Another notable difference lies in the degree of language abstraction. GIMPLE is designed to abstract away language-specific details, but it retains more of the program’s high-level structure than lower-level IRs like assembly code. This enables more complex optimizations, especially those that are language-independent.
The Evolution of GIMPLE
Introduced in 2003, GIMPLE has undergone several updates to improve its efficiency and expand its capabilities. Initially, GIMPLE’s design was focused on improving GCC’s ability to optimize code efficiently.

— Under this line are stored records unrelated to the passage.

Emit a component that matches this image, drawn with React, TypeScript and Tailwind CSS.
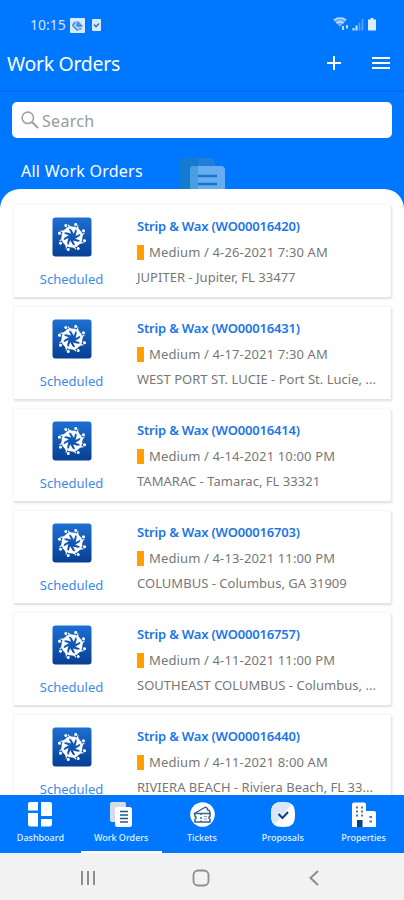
import type { ReactNode } from 'react'

type Order = { id: string; date: string; location: string }

const orders: Order[] = [
  { id: 'WO00016420', date: '4-26-2021 7:30 AM', location: 'JUPITER - Jupiter, FL 33477' },
  { id: 'WO00016431', date: '4-17-2021 7:30 AM', location: 'WEST PORT ST. LUCIE - Port St. Lucie, ...' },
  { id: 'WO00016414', date: '4-14-2021 10:00 PM', location: 'TAMARAC - Tamarac, FL 33321' },
  { id: 'WO00016703', date: '4-13-2021 11:00 PM', location: 'COLUMBUS - Columbus, GA 31909' },
  { id: 'WO00016757', date: '4-11-2021 11:00 PM', location: 'SOUTHEAST COLUMBUS - Columbus, ...' },
  { id: 'WO00016440', date: '4-11-2021 8:00 AM', location: 'RIVIERA BEACH - Riviera Beach, FL 33...' },
]

const StatusBar = () => (
  <div className="h-[46px] pt-[17px] pl-[30px] pr-[26px] flex items-start justify-between text-[#cfe4ff]">
    <div className="flex items-center h-4">
      <span className="w-[40px] text-[14px] leading-4 whitespace-nowrap">10:15</span>
      <svg className="w-[15px] h-[15px]" viewBox="0 0 15 15">
        <rect width="15" height="15" rx="1" fill="#d9eaff" />
        <path d="M2 8c0-3 3-5.500 6-5l5 5-2 3.500-4 1.500z" fill="#4a93ea" />
        <path d="M4 7l4 3 5-1M7 3L5 7l4 5" stroke="#d9eaff" strokeWidth="1" fill="none" />
      </svg>
      <svg className="ml-[7px] w-[9px] h-[12px]" viewBox="0 0 9 12">
        <rect width="9" height="12" rx="1" fill="#d9eaff" />
        <path d="M2 5.500l2 2.200 3-3.200" stroke="#1673ea" strokeWidth="1.500" fill="none" />
      </svg>
    </div>
    <svg className="w-[45px] h-[15px]" viewBox="0 0 45 15">
      <path d="M.8 3.200a9.500 9.500 0 0 1 12.400 0L7 10z" fill="#6eb0ff" />
      <path d="M.8 3.200a9.500 9.500 0 0 1 12.400 0M3.500 6.200a5.500 5.500 0 0 1 7 0" stroke="#cfe4ff" strokeWidth="1.300" fill="none" />
      <path d="M10 9v4M14 8v3.500" stroke="#cfe4ff" strokeWidth="1.800" />
      <path d="M20.500 11v2.500M23.500 8.500v5" stroke="#cfe4ff" strokeWidth="2" />
      <path d="M26.500 5.500v8M29.500 2v11.500" stroke="#5aa4ff" strokeWidth="1.600" />
      <path d="M37.500 1h3v1.500h2.500V13.500h-8V2.500h2.500z" fill="#dcebff" />
    </svg>
  </div>
)

const Header = () => (
  <div className="h-[46px] pl-[7px] pr-[13px] flex items-center justify-between border-b-2 border-[#056cee] text-white">
    <h1 className="text-[19.5px] leading-6 pb-[8px] tracking-[-0.3px] whitespace-nowrap">Work Orders</h1>
    <div className="flex items-center gap-[29px] pb-[10px]">
      <svg className="w-[16px] h-[16px]" viewBox="0 0 16 16">
        <path d="M8 1v14M1 8h14" stroke="white" strokeWidth="2" />
      </svg>
      <svg className="w-[20px] h-[16px]" viewBox="0 0 20 16">
        <path d="M1 3h18M1 8h18M1 13h18" stroke="white" strokeWidth="2" />
      </svg>
    </div>
  </div>
)

const SearchBox = () => (
  <div className="mx-3 mt-[10px] h-[36px] bg-white rounded-[5px] flex items-center pl-[9px] text-[#9a9a9a]">
    <svg className="w-[18px] h-[18px]" viewBox="0 0 18 18">
      <circle cx="6.800" cy="6.800" r="5.700" stroke="#a0a0a0" strokeWidth="1.600" fill="none" />
      <path d="M11 11l6 6" stroke="#a0a0a0" strokeWidth="2" />
    </svg>
    <span className="ml-[3px] pt-[2px] text-[16px] leading-5 tracking-[0.3px]">Search</span>
  </div>
)

const Logo = () => (
  <svg className="w-[40px] h-[40px]" viewBox="0 0 40 40">
    <defs>
      <linearGradient id="logo-bg" x1="0" y1="0" x2="0" y2="1">
        <stop offset="0" stopColor="#1d6fd2" />
        <stop offset="1" stopColor="#073f94" />
      </linearGradient>
    </defs>
    <rect x=".5" y=".5" width="39" height="39" rx="3" fill="url(#logo-bg)" />
    {/* ring of figures with joined arms */}
    {[10, 55, 100, 145, 190, 235, 280, 325].map(a => (
      <g key={a} transform={`rotate(${a} 20 20)`}>
        <circle cx="21.500" cy="7" r="1.500" fill="white" />
        <path d="M13.500 7.500c1.500 2.300 4 2.800 8 1.800l3.500 2-3 .7-.8 4.500-3.200-3.700c-2.300-.8-4-2.500-4.500-5.300z" fill="white" />
      </g>
    ))}
  </svg>
)

const OrderCard = ({ order }: { order: Order }) => (
  <div className="h-[93px] shrink-0 flex bg-white border-x border-t border-[#f7f7f7] shadow-[1px_2px_2px_rgba(0,0,0,0.12)]">
    <div className="w-[115px] pt-[12px] flex flex-col items-center">
      <Logo />
      <span className="mt-[13px] text-[13px] leading-[18px] text-[#3e89e8]">Scheduled</span>
    </div>
    <div className="pt-[9px] pl-[8px] whitespace-nowrap text-[13px] text-[#777]">
      <p className="h-[26px] leading-[25px] font-semibold tracking-[-0.18px] text-[#1b75e8]">Strip &amp; Wax ({order.id})</p>
      <p className="h-[25px] leading-[25px] flex items-center">
        <span className="w-[7px] h-[15px] mr-[5px] bg-[#ffa000]" />
        <span className="tracking-[0.14px]">Medium / {order.date}</span>
      </p>
      <p className="h-[25px] leading-[25px] tracking-[0.02px]">{order.location}</p>
    </div>
  </div>
)

const NavItem = ({ label, active, children }: { label: string; active?: boolean; children: ReactNode }) => (
  <div className={`flex-1 flex flex-col items-center pt-[7px] border-b-2 ${active ? 'border-white' : 'border-transparent'}`}>
    <svg className="w-[26px] h-[26px]" viewBox="0 0 26 26">{children}</svg>
    <span className="mt-[4px] text-[9px] leading-3 font-medium whitespace-nowrap text-[#e6f1ff]">{label}</span>
  </div>
)

const BottomNav = () => (
  <nav className="h-[58px] shrink-0 flex bg-[#0077ff]">
    <NavItem label="Dashboard">
      <path d="M2.500 0H11v8.500H1V2a2 2 0 0 1 1.500-2zM14 0h9a2 2 0 0 1 2 2v12H14zM1 11h10v13.500H3a2 2 0 0 1-2-2zM14 17h11v5.500a2 2 0 0 1-2 2h-9z" fill="white" />
    </NavItem>
    <NavItem label="Work Orders" active>
      <path d="M4 0h12a2 2 0 0 1 2 2v18H4a2 2 0 0 1-2-2V2a2 2 0 0 1 2-2z" fill="#d7dce4" />
      <rect x="7" y="5" width="17" height="20" rx="2.500" fill="white" />
      <path d="M12 9.500h8M12 13h8M12 16.500h8M12 20h8" stroke="#245985" strokeWidth="1.400" />
    </NavItem>
    <NavItem label="Tickets">
      <circle cx="13.500" cy="12.500" r="12.300" fill="white" />
      <path d="M5.500 11.500L16.500 5l2 1.500a1.500 1.500 0 0 0 1.800 2l1 3" stroke="#32668f" strokeWidth="1.400" fill="none" />
      <path d="M5.500 11.500h15.500v2.800a1.600 1.600 0 0 0 0 3V20H6v-2.700a1.600 1.600 0 0 0 0-3z" stroke="#32668f" strokeWidth="1.500" fill="none" />
      <path d="M12 11v2M12 15v2M12 18.500v1.500" stroke="#32668f" strokeWidth="1.400" />
      <path d="M15 14.500h3M15 17h3" stroke="#7fa3c2" strokeWidth="1" />
    </NavItem>
    <NavItem label="Proposals">
      <path d="M13 0c9 0 12 3 12 12.500S22 25 13 25 1 22 1 12.500 4 0 13 0z" fill="white" />
      <path d="M13 0C4 0 1 3 1 12.500c0 5 1 8 3.500 10.300L21 3C19 .8 16 0 13 0z" fill="#dce7f5" />
      <path d="M8.500 12l4 4 5.500-6" stroke="#103f78" strokeWidth="2" fill="none" />
    </NavItem>
    <NavItem label="Properties">
      <path d="M1 2a2 2 0 0 1 2-1.500h10a2 2 0 0 1 2 2V9h8a2 2 0 0 1 2 2v14H1z" fill="white" />
      <path d="M5 5.500h2M10 5.500h2M5 9.500h2M10 9.500h2M5 13.500h2M10 13.500h2M18.500 15h2.500M18.500 19.500h2.500" stroke="#50779f" strokeWidth="2" />
      <path d="M6 18h5.500v7H6z" fill="#0b417d" />
    </NavItem>
  </nav>
)

const SystemNav = () => (
  <div className="h-[47px] shrink-0 bg-[#f2f2f2] flex justify-between items-center pt-[2px] pl-[79px] pr-[81px]">
    <svg className="w-[18px] h-[18px]" viewBox="0 0 18 18">
      <path d="M3 2v14M9 2v14M15 2v14" stroke="#8e8e8e" strokeWidth="2" />
    </svg>
    <svg className="w-[18px] h-[18px]" viewBox="0 0 18 18">
      <rect x="1.500" y="1.500" width="15" height="15" rx="4.500" stroke="#8e8e8e" strokeWidth="1.800" fill="none" />
    </svg>
    <svg className="w-[18px] h-[18px]" viewBox="0 0 18 18">
      <path d="M13 2L5.500 9l7.500 7" stroke="#8e8e8e" strokeWidth="2" fill="none" />
    </svg>
  </div>
)

const App = () => (
  <div className="w-[404px] h-[900px] flex flex-col overflow-hidden bg-[#0077ff] font-['Noto_Sans',sans-serif]">
    {/* Top */}
    <div className="h-[189px] shrink-0 relative">
      <StatusBar />
      <Header />
      <SearchBox />
      <h2 className="pl-[21px] pt-[22px] text-[16px] leading-[22px] tracking-[0.25px] text-white">All Work Orders</h2>
      <svg className="absolute left-[180px] top-[157px] w-[46px] h-[32px]" viewBox="0 0 46 32">
        <path d="M0 1h30a5 5 0 0 1 5 5v26H0z" fill="#207fdd" />
        <path d="M0 1h18v31H0z" fill="#147bd0" />
        <path d="M10 32V13a4 4 0 0 1 4-4h27a4 4 0 0 1 4 4v19z" fill="#67adef" />
        <path d="M10 32V13a4 4 0 0 1 4-4h4v23z" fill="#479fe2" />
        <path d="M18 19h19M18 27h19" stroke="#1476cf" strokeWidth="2.400" />
      </svg>
    </div>

    {/* Orders */}
    <div className="flex-1 min-h-0 overflow-hidden bg-[#fefefe] rounded-t-[20px] pt-[15px] px-[13px] flex flex-col gap-[9px]">
      {orders.map(o => <OrderCard key={o.id} order={o} />)}
    </div>

    <BottomNav />
    <SystemNav />
  </div>
)

export default App
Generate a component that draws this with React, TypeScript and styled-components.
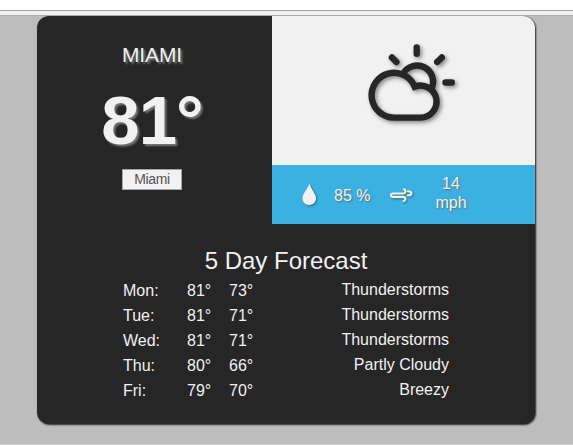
import React from "react";
import styled, { createGlobalStyle } from "styled-components";

const light = "#f1f1f1";
const dark = "#262626";

const GlobalStyle = createGlobalStyle`
  * { box-sizing: border-box; }
  html, body { margin: 0; padding: 0; }
  body {
    background: #bdbdbd;
    color: ${light};
    font-family: "Liberation Sans", Arial, sans-serif;
    font-size: 16px;
    overflow: hidden;
  }
`;

const Page = styled.div`
  height: 445px;
  border-bottom: 1px solid #d4d4d4;
`;

const TopStrip = styled.div`
  height: 11px;
  background: #fff;
  border-bottom: 1px solid #a0a0a0;
`;

const ToolStrip = styled.div`
  height: 5px;
  background: #f1f1f1;
  border-bottom: 1px solid #aeb0ae;
`;

const Card = styled.main`
  width: 498px;
  height: 408px;
  margin-left: 37px;
  background: ${dark};
  border-radius: 12px;
  box-shadow: 1px 1px 2px #262020;
`;

const Current = styled.section`
  display: grid;
  grid-template-columns: 235px 263px;
  height: 208px;
  border-radius: 12px 12px 0 0;
  overflow: hidden;
`;

const Place = styled.div`
  display: flex;
  flex-direction: column;
  align-items: center;
  padding: 27px 5px 0 0;
`;

const City = styled.h1`
  margin: 0;
  font-size: 20.8px;
  line-height: 24px;
  font-weight: 400;
  text-shadow: 2px 2px 2px #777;
`;

const Temperature = styled.div`
  margin-top: 14px;
  font-size: 69px;
  line-height: 80px;
  font-weight: 700;
  letter-spacing: -1px;
  text-shadow: 2px 2px 2px #777;
`;

const CityButton = styled.button`
  width: 60px;
  height: 21px;
  margin-top: 8px;
  padding: 0;
  border: 1px solid #a6a6a6;
  background: ${light};
  color: #555;
  font: 14px/19px "Liberation Sans", Arial, sans-serif;
  letter-spacing: -0.4px;
`;

const Conditions = styled.div`
  display: grid;
  grid-template-rows: 149px 59px;
`;

const Sky = styled.div`
  display: flex;
  padding: 24px 0 0 88px;
  background: ${light};
`;

const Stats = styled.div`
  display: grid;
  grid-template-columns: 28px 66px 24px 74px;
  align-items: center;
  padding-left: 24px;
  background: #3bb1e2;
  text-shadow: 1px 1px 2px #666;
`;

const Humidity = styled.span`
  padding: 3px 0 0 10px;
  white-space: nowrap;
`;

const WindSpeed = styled.span`
  width: 44px;
  margin-left: 15px;
  padding-bottom: 4px;
  line-height: 19px;
  text-align: center;
`;

const Icon = styled.svg`
  display: block;
  overflow: visible;
  fill: none;
  stroke-linecap: round;
`;

const SkyIcon = styled(Icon)`
  stroke: ${dark};
  stroke-width: 6.4;
  filter: drop-shadow(2px 2px 2px rgba(0, 0, 0, 0.45));
`;

const StatIcon = styled(Icon)`
  filter: drop-shadow(1px 1px 1px rgba(50, 50, 50, 0.6));
`;

const DropIcon = styled(StatIcon)`
  margin-bottom: 2px;
`;

const WindIcon = styled(StatIcon)`
  margin-left: -1px;
  stroke: ${light};
  stroke-width: 2.1;
`;

const Forecast = styled.section`
  padding-top: 22px;
`;

const Title = styled.h2`
  margin: 0 0 2px;
  font-size: 24px;
  line-height: 30px;
  font-weight: 400;
  text-align: center;
`;

const Day = styled.div`
  display: grid;
  grid-template-columns: 64px 42px 40px 1fr;
  height: 25px;
  margin: 0 86px;
  line-height: 25px;
`;

const Summary = styled.span`
  margin-top: -1px;
  text-align: right;
`;

const days = [
  ["Mon:", "81°", "73°", "Thunderstorms"],
  ["Tue:", "81°", "71°", "Thunderstorms"],
  ["Wed:", "81°", "71°", "Thunderstorms"],
  ["Thu:", "80°", "66°", "Partly Cloudy"],
  ["Fri:", "79°", "70°", "Breezy"],
];

export default function App() {
  return (
    <Page>
      <GlobalStyle />
      <TopStrip />
      <ToolStrip />
      <Card>
        <Current>
          <Place>
            <City>MIAMI</City>
            <Temperature>81°</Temperature>
            <CityButton>Miami</CityButton>
          </Place>
          <Conditions>
            <Sky>
              <SkyIcon width="100" height="85" viewBox="360 40 100 85">
                <path d="M420.2 117.6H394.4A22.4 22.4 0 1 1 414.7 86.7A16 16 0 1 1 420.2 117.6Z" />
                <path d="M402.9 74A15.9 15.9 0 0 1 431.2 89" strokeLinecap="butt" />
                <path d="M416.7 47.5V53.8M445.5 82.5H451.8M391.9 57.5L396.4 62M441.8 57.5L437.2 62" />
              </SkyIcon>
            </Sky>
            <Stats>
              <DropIcon width="28" height="24" viewBox="296 181 28 24">
                <path
                  d="M309.3 182.7C307.3 188.5 302.4 192.5 302.4 197.3C302.4 201.3 305.4 204 309.2 204C313 204 316 201.3 316 197.3C316 192.5 311.3 188.5 309.3 182.7Z"
                  fill={light}
                />
              </DropIcon>
              <Humidity>85 %</Humidity>
              <WindIcon width="24" height="16" viewBox="389 187 24 16">
                <path d="M403.8 189.2C406.3 189.4 406 193.5 403.2 193.5H393C390.3 193.5 390.3 196.9 393 196.9H403.2C406 196.9 406 201 403.4 201M408 191.2C412.6 191.2 412.2 195.2 408.8 195.2H407.7" />
              </WindIcon>
              <WindSpeed>14 mph</WindSpeed>
            </Stats>
          </Conditions>
        </Current>
        <Forecast>
          <Title>5 Day Forecast</Title>
          {days.map(([day, high, low, summary]) => (
            <Day key={day}>
              <span>{day}</span>
              <span>{high}</span>
              <span>{low}</span>
              <Summary>{summary}</Summary>
            </Day>
          ))}
        </Forecast>
      </Card>
    </Page>
  );
}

Over time, as the complexity of modern software development grew and as new hardware architectures emerged, GIMPLE’s capabilities evolved to support more sophisticated optimizations and improved target architecture support.
In particular, GIMPLE’s support for Static Single Assignment (SSA) form has greatly enhanced its ability to represent data flow and control flow, making it easier for the compiler to apply optimizations related to variable usage and lifetime analysis.
Conclusion
GIMPLE plays a crucial role in the GCC compilation process, acting as an intermediary between high-level source code and the final machine code. By abstracting away language-specific details and focusing on a simple, efficient three-address code representation, GIMPLE enables a wide range of optimizations that enhance the performance and efficiency of compiled programs. Its language independence, simplicity, and ability to support advanced optimization techniques make it an essential component of modern compiler design. As software complexity continues to grow and new hardware architectures emerge, GIMPLE will likely continue to evolve, ensuring that GCC remains a powerful tool in the software development toolkit.
For those involved in compiler theory, systems programming, or optimization research, a deep understanding of GIMPLE and its role in GCC’s compilation pipeline is invaluable for grasping the inner workings of modern compilers and how they generate efficient machine code for a wide range of target architectures.